CORONA, Calif. (KABC) -- The warmth of sunshine is still new for 2-year-old Evangelina Padilla-Vaccaro.
That's because for the first year of her life, she stayed protected inside her Corona home. Diagnosed with a rare condition known as Severe Combined Immunodeficiency, Evangelina was born without an immune system.
"We wore masks. We showered, sanitized, didn't have visitors. She was essentially a bubble baby," said mother Alysia Padilla-Vaccaro, referencing the 1976 movie "Boy in a Plastic Bubble."
Evangelina's dad realized that without treatment, his daughter would always be in peril.
"She lived in bubble. She was deprived of everything a normal kid was," father Christian Padilla-Vaccaro said.

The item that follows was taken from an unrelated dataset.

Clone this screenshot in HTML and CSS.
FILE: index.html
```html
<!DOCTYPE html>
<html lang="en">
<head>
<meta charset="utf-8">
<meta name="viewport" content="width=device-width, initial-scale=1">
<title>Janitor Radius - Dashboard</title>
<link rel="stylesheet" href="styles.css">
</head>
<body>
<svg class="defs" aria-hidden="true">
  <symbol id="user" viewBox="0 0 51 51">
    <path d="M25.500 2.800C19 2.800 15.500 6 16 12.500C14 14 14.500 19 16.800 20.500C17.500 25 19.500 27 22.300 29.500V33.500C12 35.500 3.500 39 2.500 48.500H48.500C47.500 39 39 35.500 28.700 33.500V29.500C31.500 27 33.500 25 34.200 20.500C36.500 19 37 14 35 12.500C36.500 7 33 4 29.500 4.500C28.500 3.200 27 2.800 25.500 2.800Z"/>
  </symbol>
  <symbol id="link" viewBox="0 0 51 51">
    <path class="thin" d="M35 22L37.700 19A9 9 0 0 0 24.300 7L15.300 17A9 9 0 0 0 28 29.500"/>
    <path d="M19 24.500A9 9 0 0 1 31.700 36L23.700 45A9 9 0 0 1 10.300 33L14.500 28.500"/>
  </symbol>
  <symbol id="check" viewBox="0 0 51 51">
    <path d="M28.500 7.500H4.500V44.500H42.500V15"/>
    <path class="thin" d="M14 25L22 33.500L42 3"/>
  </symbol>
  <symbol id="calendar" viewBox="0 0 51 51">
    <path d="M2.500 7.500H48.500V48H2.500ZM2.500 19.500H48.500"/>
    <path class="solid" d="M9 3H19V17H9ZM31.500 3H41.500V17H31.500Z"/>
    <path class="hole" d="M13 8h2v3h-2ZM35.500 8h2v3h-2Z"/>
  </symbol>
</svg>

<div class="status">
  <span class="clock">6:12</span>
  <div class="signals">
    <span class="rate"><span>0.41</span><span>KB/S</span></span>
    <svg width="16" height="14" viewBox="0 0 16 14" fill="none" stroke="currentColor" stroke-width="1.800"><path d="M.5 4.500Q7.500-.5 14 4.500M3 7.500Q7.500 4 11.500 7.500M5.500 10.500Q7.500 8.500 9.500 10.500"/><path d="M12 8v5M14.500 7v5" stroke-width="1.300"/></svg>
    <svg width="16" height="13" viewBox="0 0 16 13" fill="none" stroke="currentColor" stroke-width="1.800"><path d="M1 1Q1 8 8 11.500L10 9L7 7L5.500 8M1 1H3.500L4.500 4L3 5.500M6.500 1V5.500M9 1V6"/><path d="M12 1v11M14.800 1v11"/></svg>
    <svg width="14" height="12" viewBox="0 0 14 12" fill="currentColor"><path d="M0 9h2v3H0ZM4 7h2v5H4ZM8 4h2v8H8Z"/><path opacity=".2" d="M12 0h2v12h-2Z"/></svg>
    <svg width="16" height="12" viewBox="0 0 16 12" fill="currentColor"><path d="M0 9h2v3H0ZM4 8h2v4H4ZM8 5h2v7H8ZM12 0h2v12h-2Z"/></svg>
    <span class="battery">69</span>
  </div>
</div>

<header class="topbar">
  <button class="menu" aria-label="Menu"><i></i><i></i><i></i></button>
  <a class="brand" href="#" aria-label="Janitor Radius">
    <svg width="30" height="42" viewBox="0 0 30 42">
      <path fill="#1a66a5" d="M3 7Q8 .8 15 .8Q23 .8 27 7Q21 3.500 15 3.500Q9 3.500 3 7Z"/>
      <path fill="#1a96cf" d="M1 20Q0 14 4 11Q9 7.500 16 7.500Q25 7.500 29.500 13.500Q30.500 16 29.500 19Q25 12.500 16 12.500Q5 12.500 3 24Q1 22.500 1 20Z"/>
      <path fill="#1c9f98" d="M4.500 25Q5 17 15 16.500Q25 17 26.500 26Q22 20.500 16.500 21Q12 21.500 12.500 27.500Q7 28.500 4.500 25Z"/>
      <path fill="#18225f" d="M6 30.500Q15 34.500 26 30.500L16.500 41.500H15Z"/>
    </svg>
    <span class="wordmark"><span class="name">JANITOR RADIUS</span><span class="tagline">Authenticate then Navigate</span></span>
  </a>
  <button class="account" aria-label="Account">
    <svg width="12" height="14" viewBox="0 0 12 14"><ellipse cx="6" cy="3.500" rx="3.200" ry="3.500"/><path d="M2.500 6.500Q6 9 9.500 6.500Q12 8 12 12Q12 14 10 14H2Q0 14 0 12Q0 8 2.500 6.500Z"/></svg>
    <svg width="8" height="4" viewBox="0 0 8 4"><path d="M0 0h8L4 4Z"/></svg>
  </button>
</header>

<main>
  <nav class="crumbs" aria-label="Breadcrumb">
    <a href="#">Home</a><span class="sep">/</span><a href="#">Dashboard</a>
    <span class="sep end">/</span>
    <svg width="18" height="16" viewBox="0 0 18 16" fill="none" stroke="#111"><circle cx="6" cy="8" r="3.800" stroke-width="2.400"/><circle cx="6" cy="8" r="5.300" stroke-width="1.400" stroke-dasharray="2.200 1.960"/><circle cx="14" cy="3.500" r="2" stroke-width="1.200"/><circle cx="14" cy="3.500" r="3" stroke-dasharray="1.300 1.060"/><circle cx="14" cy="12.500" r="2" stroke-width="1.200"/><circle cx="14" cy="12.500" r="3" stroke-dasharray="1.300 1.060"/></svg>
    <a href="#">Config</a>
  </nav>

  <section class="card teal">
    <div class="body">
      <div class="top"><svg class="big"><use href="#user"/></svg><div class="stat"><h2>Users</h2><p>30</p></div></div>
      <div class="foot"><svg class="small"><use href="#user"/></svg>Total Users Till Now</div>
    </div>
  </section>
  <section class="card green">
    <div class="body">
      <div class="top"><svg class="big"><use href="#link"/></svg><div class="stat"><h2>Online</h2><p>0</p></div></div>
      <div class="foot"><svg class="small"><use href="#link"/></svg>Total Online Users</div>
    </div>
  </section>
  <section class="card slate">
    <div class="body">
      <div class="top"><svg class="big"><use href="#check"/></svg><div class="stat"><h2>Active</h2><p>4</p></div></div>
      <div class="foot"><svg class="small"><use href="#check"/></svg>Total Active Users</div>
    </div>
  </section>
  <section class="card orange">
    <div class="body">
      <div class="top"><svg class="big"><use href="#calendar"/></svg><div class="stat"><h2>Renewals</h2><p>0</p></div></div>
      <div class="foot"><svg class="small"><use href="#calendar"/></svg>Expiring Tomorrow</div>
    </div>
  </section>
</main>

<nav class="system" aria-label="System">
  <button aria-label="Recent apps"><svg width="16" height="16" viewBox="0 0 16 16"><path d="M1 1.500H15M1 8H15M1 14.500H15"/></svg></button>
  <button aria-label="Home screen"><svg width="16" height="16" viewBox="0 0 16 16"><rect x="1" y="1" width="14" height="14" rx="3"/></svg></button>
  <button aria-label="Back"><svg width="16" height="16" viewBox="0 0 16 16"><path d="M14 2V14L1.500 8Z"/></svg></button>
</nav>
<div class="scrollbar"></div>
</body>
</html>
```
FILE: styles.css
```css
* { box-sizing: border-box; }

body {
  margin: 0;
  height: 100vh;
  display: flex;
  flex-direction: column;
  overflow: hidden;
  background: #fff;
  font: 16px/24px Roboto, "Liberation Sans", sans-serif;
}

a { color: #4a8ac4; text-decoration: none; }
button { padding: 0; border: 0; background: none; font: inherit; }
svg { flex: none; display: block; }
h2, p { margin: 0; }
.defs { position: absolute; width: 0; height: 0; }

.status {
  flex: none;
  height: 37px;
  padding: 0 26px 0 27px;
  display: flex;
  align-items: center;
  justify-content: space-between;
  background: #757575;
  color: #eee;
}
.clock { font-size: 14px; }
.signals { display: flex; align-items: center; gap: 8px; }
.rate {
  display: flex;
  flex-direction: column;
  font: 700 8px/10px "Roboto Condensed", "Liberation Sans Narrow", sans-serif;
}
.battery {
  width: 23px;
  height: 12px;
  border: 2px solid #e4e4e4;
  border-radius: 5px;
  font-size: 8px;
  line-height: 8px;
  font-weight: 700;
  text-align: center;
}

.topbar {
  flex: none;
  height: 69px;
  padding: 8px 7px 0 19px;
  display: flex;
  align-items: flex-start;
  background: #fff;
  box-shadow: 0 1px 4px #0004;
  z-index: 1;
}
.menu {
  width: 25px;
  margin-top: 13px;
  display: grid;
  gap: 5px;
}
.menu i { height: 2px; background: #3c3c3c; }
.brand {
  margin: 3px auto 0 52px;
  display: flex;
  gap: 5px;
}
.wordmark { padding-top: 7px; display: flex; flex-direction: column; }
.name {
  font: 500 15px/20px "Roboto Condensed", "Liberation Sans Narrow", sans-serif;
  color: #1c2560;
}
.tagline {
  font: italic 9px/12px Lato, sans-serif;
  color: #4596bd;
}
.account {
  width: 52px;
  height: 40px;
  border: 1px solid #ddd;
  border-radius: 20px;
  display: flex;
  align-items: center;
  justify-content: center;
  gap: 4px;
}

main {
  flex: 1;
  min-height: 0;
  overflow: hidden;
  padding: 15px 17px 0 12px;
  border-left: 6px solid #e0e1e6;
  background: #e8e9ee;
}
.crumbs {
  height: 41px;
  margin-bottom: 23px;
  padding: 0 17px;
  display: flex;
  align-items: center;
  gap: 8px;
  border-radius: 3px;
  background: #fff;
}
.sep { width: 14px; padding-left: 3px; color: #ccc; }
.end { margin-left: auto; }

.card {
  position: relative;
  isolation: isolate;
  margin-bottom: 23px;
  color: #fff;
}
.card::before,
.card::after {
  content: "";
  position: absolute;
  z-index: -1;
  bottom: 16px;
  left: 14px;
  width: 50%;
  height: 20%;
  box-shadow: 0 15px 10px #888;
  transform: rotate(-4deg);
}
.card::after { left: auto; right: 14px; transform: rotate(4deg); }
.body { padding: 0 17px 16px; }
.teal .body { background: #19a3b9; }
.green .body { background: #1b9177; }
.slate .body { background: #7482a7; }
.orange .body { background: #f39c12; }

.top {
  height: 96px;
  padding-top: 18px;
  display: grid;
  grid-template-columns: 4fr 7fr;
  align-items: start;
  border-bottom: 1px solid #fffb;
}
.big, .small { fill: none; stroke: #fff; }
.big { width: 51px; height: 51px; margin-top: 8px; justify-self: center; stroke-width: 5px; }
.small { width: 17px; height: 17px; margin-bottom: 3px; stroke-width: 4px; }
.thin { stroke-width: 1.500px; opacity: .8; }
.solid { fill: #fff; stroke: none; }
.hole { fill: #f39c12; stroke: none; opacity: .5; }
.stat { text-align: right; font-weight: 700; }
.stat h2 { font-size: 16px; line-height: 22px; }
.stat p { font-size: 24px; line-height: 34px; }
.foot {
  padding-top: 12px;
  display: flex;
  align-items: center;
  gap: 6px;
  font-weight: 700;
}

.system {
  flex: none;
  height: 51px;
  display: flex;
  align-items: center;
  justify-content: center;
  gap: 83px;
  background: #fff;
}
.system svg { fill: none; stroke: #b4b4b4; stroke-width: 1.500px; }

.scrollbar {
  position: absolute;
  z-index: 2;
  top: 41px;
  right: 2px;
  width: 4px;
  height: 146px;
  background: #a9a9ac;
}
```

Evangelina's condition was caught on a screening test when she was six months old. Doctors usually treat this condition with a bone marrow transplant, but her fraternal twin sister Anabelle was not a match. Her parents lost hope.
Then the family learned of a clinical trial at UCLA Broad Center of Regenerative Medicine and Stem Cell Research.
"It's basically a self-transplant. We take some of the patient's own bone marrow. In the laboratory, we isolate the stem cells and introduce the gene that's missing with a virus to carry the gene, then transplant it back into the patient," said Dr. Donald Kohn, a UCLA professor who pioneered the stem cell gene therapy to correct the faulty gene.
So far, 18 children with SCID have been cured with this treatment. Evangelina is one of them.
She'll get to live like other kids, something her parents will never take for granted.
"It's nothing shy of a miracle," Christian Padilla-Vaccaro said.